The table-top requires more 'making' than if it were plain, and it may be as well to say here that the construction of tops for plain pedestal tables is exactly the same. As no object would be gained by using mahogany or other superior wood for the part that is to be covered, or as it is generally called lined, it is made principally of pine. The edges have a piece of mahogany or whatever the wood being used is, of the same thickness jointed on, either plain glued or dowelled as described in the chapter on jointing up. Similar pieces are put on the ends, and those who have read the chapter just referred to will know that neither plain glued edges nor yet dowels will be the best method of jointing, as both the pieces are end grain. It may be noted that these ends should be put on before the sides, as after they are on, the edges can be shot truly to receive these. At this stage there is a pine top with a mahogany (or other) framing clamped on. The width of these pieces is unimportant. Some cabinet-makers make a practice of having them of precisely the same width as the veneer which forms the margin round the leather lining, and though there is little to be said against this it may be stated that such exactitude is not necessary when the work is properly done. Indeed, it may be urged, and not without some degree of reason, that it is better for the veneer to cover the joint on account of the extra strength gained thereby. It will not, however, do for the worker to trust to this too implicitly or think that because covered the joint may be made in a careless manner. If it is not substantial and yields the defects will be visible through the veneer. When the joints are set this is put on afterwards, the grain throughout running in the same direction as the wood on which it is laid. It will be found convenient not to work the mouldings on the edge till the last thing, i.e., after the veneering has been done. Lining the table tops is upholsterer's work, and does not concern the cabinet-maker.
Fig. 178. - Flap Table.
Flap tables are very useful when it is desirable to economise space. They are known in the trade as Pembrokes, Sutherlands, and by other names, which, however, do not concern the reader, as with few exceptions the lines of demarkation are not distinctly drawn. The great advantage possessed by flap tables is the ease with which the size can be altered, but with this must be coupled the slight disadvantage that they are seldom so rigid when open as an ordinary four-legged table.

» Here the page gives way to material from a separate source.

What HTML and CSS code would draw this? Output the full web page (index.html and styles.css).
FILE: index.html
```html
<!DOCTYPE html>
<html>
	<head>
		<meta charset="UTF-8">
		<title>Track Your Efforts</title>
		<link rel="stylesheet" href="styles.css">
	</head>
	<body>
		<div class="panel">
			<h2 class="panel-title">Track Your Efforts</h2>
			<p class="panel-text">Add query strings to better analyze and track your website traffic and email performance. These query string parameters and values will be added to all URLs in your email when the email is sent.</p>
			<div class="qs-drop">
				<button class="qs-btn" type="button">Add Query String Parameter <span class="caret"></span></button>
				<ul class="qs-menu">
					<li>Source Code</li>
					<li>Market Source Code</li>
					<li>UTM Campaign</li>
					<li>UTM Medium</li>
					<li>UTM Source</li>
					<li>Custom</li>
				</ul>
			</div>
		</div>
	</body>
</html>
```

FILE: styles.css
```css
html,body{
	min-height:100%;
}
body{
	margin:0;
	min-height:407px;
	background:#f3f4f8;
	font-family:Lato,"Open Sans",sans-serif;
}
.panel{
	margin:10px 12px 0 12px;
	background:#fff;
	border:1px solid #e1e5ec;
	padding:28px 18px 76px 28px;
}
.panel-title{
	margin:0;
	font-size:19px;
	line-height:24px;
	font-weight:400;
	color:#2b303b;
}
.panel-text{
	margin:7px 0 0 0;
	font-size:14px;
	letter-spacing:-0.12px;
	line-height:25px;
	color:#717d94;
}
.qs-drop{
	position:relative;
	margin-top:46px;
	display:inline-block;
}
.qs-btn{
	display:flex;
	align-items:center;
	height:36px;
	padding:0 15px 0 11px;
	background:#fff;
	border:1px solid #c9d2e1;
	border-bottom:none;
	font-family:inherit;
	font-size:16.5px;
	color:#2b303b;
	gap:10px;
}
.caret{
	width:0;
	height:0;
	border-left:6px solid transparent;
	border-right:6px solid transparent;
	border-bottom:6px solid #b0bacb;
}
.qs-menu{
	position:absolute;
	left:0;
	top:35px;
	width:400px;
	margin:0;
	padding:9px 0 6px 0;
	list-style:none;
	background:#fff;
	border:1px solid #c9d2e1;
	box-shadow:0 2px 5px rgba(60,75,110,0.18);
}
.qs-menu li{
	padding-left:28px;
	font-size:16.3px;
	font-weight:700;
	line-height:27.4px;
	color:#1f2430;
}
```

In the commoner forms of flap tables, one of which is shown in Fig. 178, the edges are shot square and hinged by means of back flaps let in below. These must be sunk flush in most instances in order to allow for the bracket or support of the flap when up passing freely under them.

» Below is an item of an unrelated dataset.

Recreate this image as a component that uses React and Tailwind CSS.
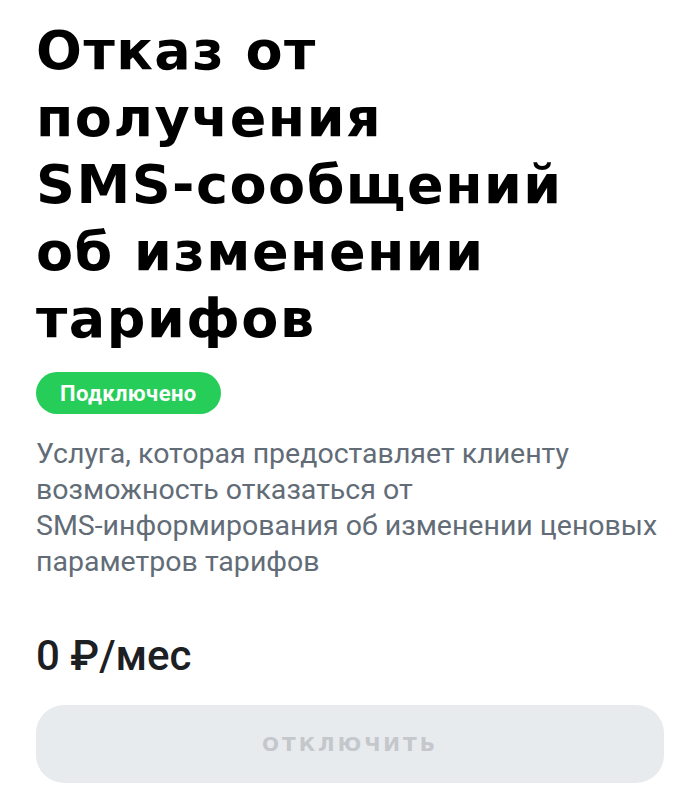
export default function App() {
  return (
    <div className="min-h-screen bg-white px-9 pt-[17px] font-['Roboto',sans-serif]">
      <h1 className="text-[54px] leading-[67px] font-bold text-black font-['DejaVu_Sans',sans-serif] tracking-[1.5px]">
        Отказ от
        <br />
        получения
        <br />
        SMS-сообщений
        <br />
        об изменении
        <br />
        тарифов
      </h1>

      <div className="mt-5 flex">
        <span className="h-[42px] px-6 rounded-full bg-[#26cd58] text-white text-[22px] font-bold tracking-[0.4px] flex items-center">
          Подключено
        </span>
      </div>

      <p className="mt-[22px] text-[28.5px] leading-9 text-[#626c77]">
        Услуга, которая предоставляет клиенту
        <br />
        возможность отказаться от
        <br />
        SMS-информирования об изменении ценовых
        <br />
        параметров тарифов
      </p>

      <div className="mt-[52px] text-[42px] leading-[48px] font-medium text-[#1d2023]">
        0 ₽/мес
      </div>

      <button className="mt-[25px] w-full h-[78px] rounded-[28px] bg-[#e8ebee] flex items-center justify-center">
        <span className="text-[20px] font-bold tracking-[3px] text-[#c4c7cc] font-['DejaVu_Sans',sans-serif]">
          ОТКЛЮЧИТЬ
        </span>
      </button>
    </div>
  );
}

Fig. 179. - Folding Bracket.
Fig. 180. - Knuckle Joint. A, plan. B, elevation.
To support the flaps movable brackets are used. These when folded lie under the fixed top and against the framing, as shown in Fig. 179. The best form of hinging is that by means of the knuckle joint, which is shown in Fig. 180. It is, however, not altogether an easy one, though with care and by working to the following directions there ought to be no great difficulty in making it: - The piece of wood used should be preferably hard, nothing being better for the purpose than a good clean piece of mahogany. It must first be cut straight across, the sizes of each piece depending on circumstances, Now, on the edges of the ends which are to come together mark with the compasses a circle as nearly as possible the thickness of the wood in diameter, as shown in Fig. 181. Then from the back corners mark off with bevel through the centres, as indicated by the dotted lines, gauge down the front in continuation of these and remove the wood down to the circle, giving as result the shape shown in Fig, 182. Next set off exactly the intersecting parts, and be careful when sawing these out to allow for the thickness of the saw in order that the hinge when brought together may fit closely. Some care will be needed when doing this to get the parts to work easily and closely without binding. When they are ready it merely remains to connect them with a stout wire pin or piece of iron rod, the hole for which must be bored accurately through the centre. If it is not so placed and perfectly straight it is useless to expect the joint to work properly. The shaping of the brackets is entirely a matter of fancy. The fixed piece is fastened on to the framing of the table by screws or otherwise. It may be well to caution the novice to see that the joint is fixed quite perpendicularly, as otherwise the top edge of the loose portion will incline upwards or downwards when opened outwards, with a corresponding slope of the table flap. In order to facilitate the drawing out of the bracket it is advisable to cut away a portion of the thickness, or at any rate to round the edge at some portion of the curve.
Fig. 181. - Setting out of Rule Joint.
Fig. 182. - Shaping of Wood for Rule Joint.
If this is done the tips of the fingers can be inserted behind the bracket when it is folded against the frame and cause it to open more freely than it otherwise would.
A modification, and one that is more commonly adopted, as it is simpler and more easily constructed, is that shown on Fig. 183. In it the sockets on the loose piece are bevelled off, to allow the projections of the other to pass. This joint, it may be mentioned, is equally as strong as the other; its only objection, and that not a serious one, as the brackets are seldom visible, being that it is not so sightly.